Call it Mitt Romney’s revenge.
With less than three months left before Election Day, some prominent Republicans are banking on a long-shot candidate to bring down Donald Trump—one who happens to be a Wharton educated Utah native and a Mormon missionary.
Don’t expect Evan McMullin, who is also a former CIA counterterrorism officer and chief policy director of the House Republican Conference, to get jammed up on basic constitutional questions. He won’t be grousing aloud about our national hesitance to deploying nuclear weapons on a whim or hurling brickbats at Republican leaders. It’s doubtful that McMullin has ever filed bankruptcy and likely has no headline-grabbing, message-derailing personal baggage.
Republican consultant Rick Wilson, who eviscerated Trump in a weekend opinion column published in the New York Daily News, has teamed up with Florida-based pollster and operative Joel Searby to head up McMullin’s campaign staff.
“A growing number of Americans are coming to the realization that Trump is more than just a political train wreck,” Wilson wrote. “He’s a real threat to the nation…”
McMullin, he believes, is the answer Republicans have been waiting for. Wilson readily admits that it will be an “uphill battle,” but said there is a strategy is get McMullin on the ballot in a broad number of states and said that if necessary, the campaign will take matters to court to do so. Americans should have a choice between “crazy” and “corrupt,” said Wilson, referring to Trump and Hillary Clinton.
Even so, the self-styled conservative independent won’t likely take home any states this fall and there’s no reason to believe he can topple Clinton in the polls. And with so little time left in the campaign, the likelihood that he will meet the qualification threshold for national debate appearances seems impossible. There frankly isn’t enough time on the clock to build the kind of state-by-state organization necessary— especially since Clinton already has thousands of foot soldiers out door-knocking and has been up on television for weeks.
But McMullin might not be in the race to win, place or even show. His candidacy appears to have one specific aim: Cut off Trump’s narrow path to victory.
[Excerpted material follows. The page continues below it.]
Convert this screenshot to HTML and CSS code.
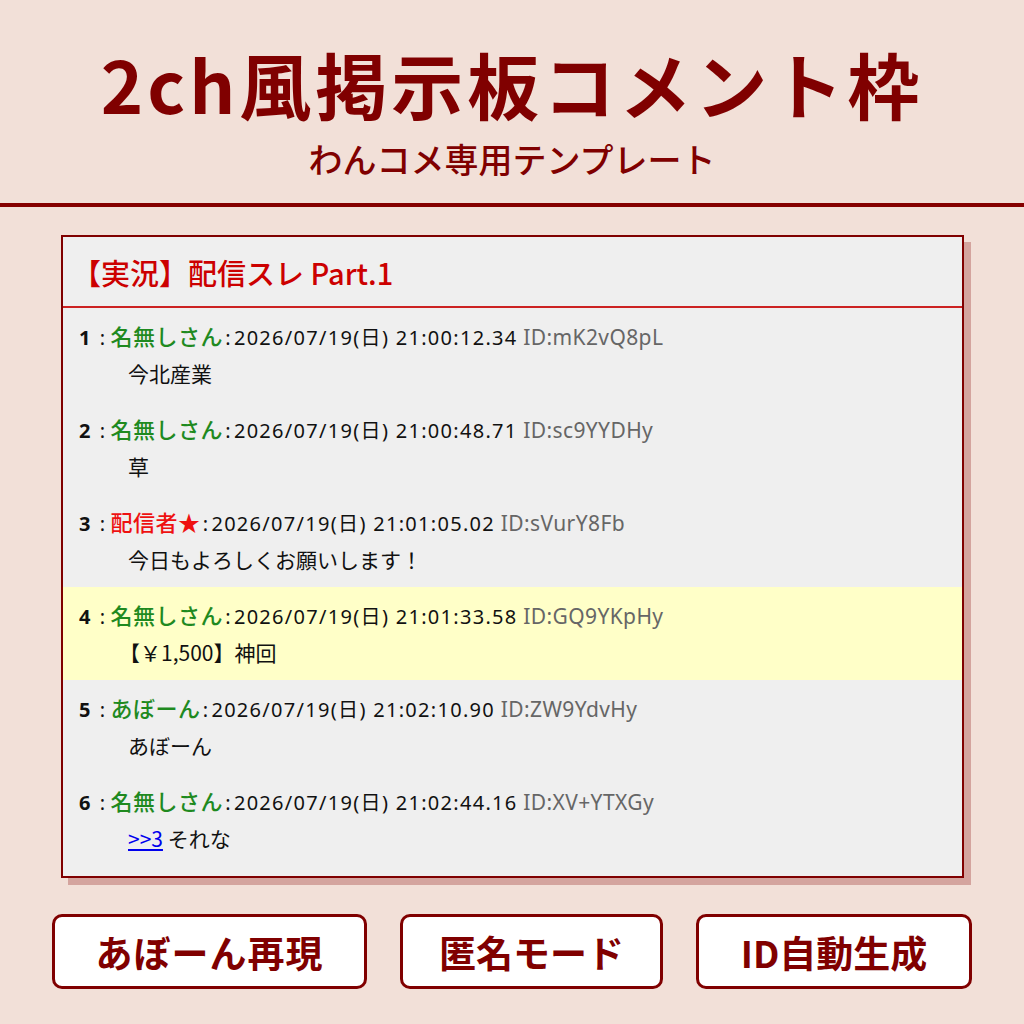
FILE: index.html
```html
<!DOCTYPE html>
<html lang="ja">
<head>
<meta charset="utf-8">
<meta name="viewport" content="width=device-width, initial-scale=1.0">
<link rel="stylesheet" href="styles.css">
<title>2ch風掲示板コメント枠</title>
</head>
<body>
  <div class="page_header">
    <h1 class="main_title">2ch風掲示板コメント枠</h1>
    <div class="sub_title">わんコメ専用テンプレート</div>
  </div>

  <div class="board">
    <div class="board_header">【実況】配信スレ Part.1</div>
    <div class="board_posts">

      <div class="post">
        <div class="post_head"><span class="num">1</span><span class="sep">:</span><span class="name">名無しさん</span><span class="sep2">:</span><span class="date">2026/07/19(日) 21:00:12.34</span> <span class="uid">ID:mK2vQ8pL</span></div>
        <div class="post_body">今北産業</div>
      </div>

      <div class="post">
        <div class="post_head"><span class="num">2</span><span class="sep">:</span><span class="name">名無しさん</span><span class="sep2">:</span><span class="date">2026/07/19(日) 21:00:48.71</span> <span class="uid">ID:sc9YYDHy</span></div>
        <div class="post_body">草</div>
      </div>

      <div class="post">
        <div class="post_head"><span class="num">3</span><span class="sep">:</span><span class="name owner">配信者★</span><span class="sep2">:</span><span class="date">2026/07/19(日) 21:01:05.02</span> <span class="uid">ID:sVurY8Fb</span></div>
        <div class="post_body">今日もよろしくお願いします！</div>
      </div>

      <div class="post highlight">
        <div class="post_head"><span class="num">4</span><span class="sep">:</span><span class="name">名無しさん</span><span class="sep2">:</span><span class="date">2026/07/19(日) 21:01:33.58</span> <span class="uid">ID:GQ9YKpHy</span></div>
        <div class="post_body tight">【￥1,500】神回</div>
      </div>

      <div class="post">
        <div class="post_head"><span class="num">5</span><span class="sep">:</span><span class="name">あぼーん</span><span class="sep2">:</span><span class="date">2026/07/19(日) 21:02:10.90</span> <span class="uid">ID:ZW9YdvHy</span></div>
        <div class="post_body">あぼーん</div>
      </div>

      <div class="post">
        <div class="post_head"><span class="num">6</span><span class="sep">:</span><span class="name">名無しさん</span><span class="sep2">:</span><span class="date">2026/07/19(日) 21:02:44.16</span> <span class="uid">ID:XV+YTXGy</span></div>
        <div class="post_body"><a class="anchor" href="#">&gt;&gt;3</a> それな</div>
      </div>

    </div>
  </div>

  <div class="button_row">
    <div class="button btn_abone">あぼーん再現</div>
    <div class="button btn_anon">匿名モード</div>
    <div class="button btn_id">ID自動生成</div>
  </div>
</body>
</html>
```

FILE: styles.css
```css
body {
    margin: 0;
    background-color: #f2e0d8;
    font-family: "Noto Sans CJK JP", "Noto Sans", sans-serif;
    color: #111;
}

.page_header {
    padding-top: 47px;
    height: 156px;
    border-bottom: 4px solid #850000;
    text-align: center;
    color: #800000;
}

.main_title {
    margin: 0;
    font-size: 72px;
    line-height: 72px;
    font-weight: 700;
    letter-spacing: 4px;
}

.sub_title {
    margin-top: 20px;
    font-size: 34px;
    line-height: 40px;
    font-weight: 500;
}

.board {
    margin: 28px 60px 0 61px;
    border: 2px solid #800000;
    background-color: #efefef;
    box-shadow: 7px 7px 0 #d4a49e;
}

.board_header {
    height: 69px;
    padding-left: 9px;
    border-bottom: 2px solid #cc2222;
    display: flex;
    align-items: center;
    font-size: 29px;
    font-weight: 500;
    color: #cc0000;
}

.board_posts {
    padding-bottom: 10px;
}

.post {
    height: 93px;
    padding: 14px 16px 0 16px;
    box-sizing: border-box;
}

.post.highlight {
    background-color: #ffffc8;
}

.post_head {
    height: 26px;
    line-height: 26px;
    font-family: "Noto Sans", "Noto Sans CJK JP", sans-serif;
    font-size: 20px;
    letter-spacing: 0.4px;
    white-space: nowrap;
}

.num {
    font-weight: 700;
}

.sep {
    margin: 0 5px 0 9px;
}

.sep2 {
    margin: 0 3px 0 2px;
}

.name {
    font-family: "Noto Sans CJK JP", sans-serif;
    font-size: 22px;
    font-weight: 500;
    letter-spacing: 0.5px;
    color: #1f8a1f;
}

.name.owner {
    color: #ee1111;
}

.date {
    letter-spacing: 1.3px;
}

.uid {
    font-size: 21px;
    color: #666;
}

.post_body {
    margin-top: 12px;
    padding-left: 49px;
    line-height: 26px;
    font-size: 21px;
}

.post_body.tight {
    padding-left: 40px;
}

.anchor {
    color: #0000ee;
}

.button_row {
    margin-top: 36px;
    display: flex;
    justify-content: center;
    gap: 33px;
}

.button {
    height: 69px;
    border: 3px solid #800000;
    border-radius: 10px;
    background-color: white;
    display: flex;
    align-items: center;
    justify-content: center;
    font-size: 37px;
    font-weight: 700;
    color: #800000;
}

.btn_abone {
    width: 309px;
    letter-spacing: 1px;
}

.btn_anon {
    width: 257px;
}

.btn_id {
    width: 270px;
}
```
Back in March, when former Massachusetts governor Romney stood before cameras and called Trump a “fraud” and a “phony” and said his “promises are as worthless as a degree from Trump University,” most people watching said, “Okay, what are your going to do about it?”
Well that answer came around noon Monday when McMullin filed the requisite paperwork, formalizing his bid for the presidency. Backed by Republican operatives who worked with Better for America, a 501(c)(4) funded in part by former Romney bundler John Kingston, McMullin might have just enough money to dig a hole in the electoral map and bury Trump in it.
Doing so means keeping previously uncompetitive states like Georgia and Arizona safely out of the win column for the New York businessman. It means forcing the quasi-reality television star to fight in territory that any other Republican candidate could have taken for granted. In several states out West and in the deep South, where the majority of Republican voters live, Trump is neck-and-neck with Clinton. Matched against Romney and John McCain, Trump is losing (or coming close to it) where he should be safest.
Recently polling shows Clinton expanding her campaign map to include states like Utah, Nevada, Arizona and even Georgia—where she holds a stunning 44-37 lead. She’s even pulling ads out of Virginia and Colorado. But, with McMullin potentially peeling off bench-warmers, independents, and center-right voters in close contests— people who might have otherwise stayed home or held their noses to vote for Trump—Clinton’s strength in close-in suburbs might just flip states with sitting Republican governors.
There is no reason to believe that McMullin will upset that math or carve into Clinton’s base of centrist and progressive Democrats. But keeping Trump out of the White House isn’t the only goal. McMullin presents a bona fide conservative alternative to the toxicity unleashed by Trump and his campaign. Should McMullin make it onto the ballot, his candidacy would give disaffected right-wingers a lever to pull.
“In a year where Americans have lost faith in the candidates of both major parties, it’s time for a generation of new leadership to step up,” McMullin told ABC News. “It’s never too late to do the right thing, and America deserves much better than either Donald Trump or Hillary Clinton can offer us. I humbly offer myself as a leader who can give millions of disaffected Americans a conservative choice for President.”
For her part, Clinton has been actively courting independents and those who don’t have the stomach for Trump. The early numbers show a significant softening in support for Trump in the wake of a seemingly endless string of public gaffes and verbal fisticuffs.
The ultimate fear of Republicans is that once center-right voters begin splitting their tickets, they might leave the party and never come back. (Trump is effectively locking them out and Katy-barring the door.) Thus, the GOP could lose its national footing for a generation or more. By challenging Trump, McMullin may be saving the party—something RNC chairman Reince Priebus didn’t have the mettle for.
They couldn’t beat Trump in a fractured primary and their efforts on the Cleveland convention floor quickly turned to dust. But by putting McMullin in the race, with focused efforts on a handful of state contests, the #NeverTrump coalition is betting it can seal the Republican nominee’s fate once and for all.
In the end, McMullin might be able to knock the wheels off the crazy-wagon.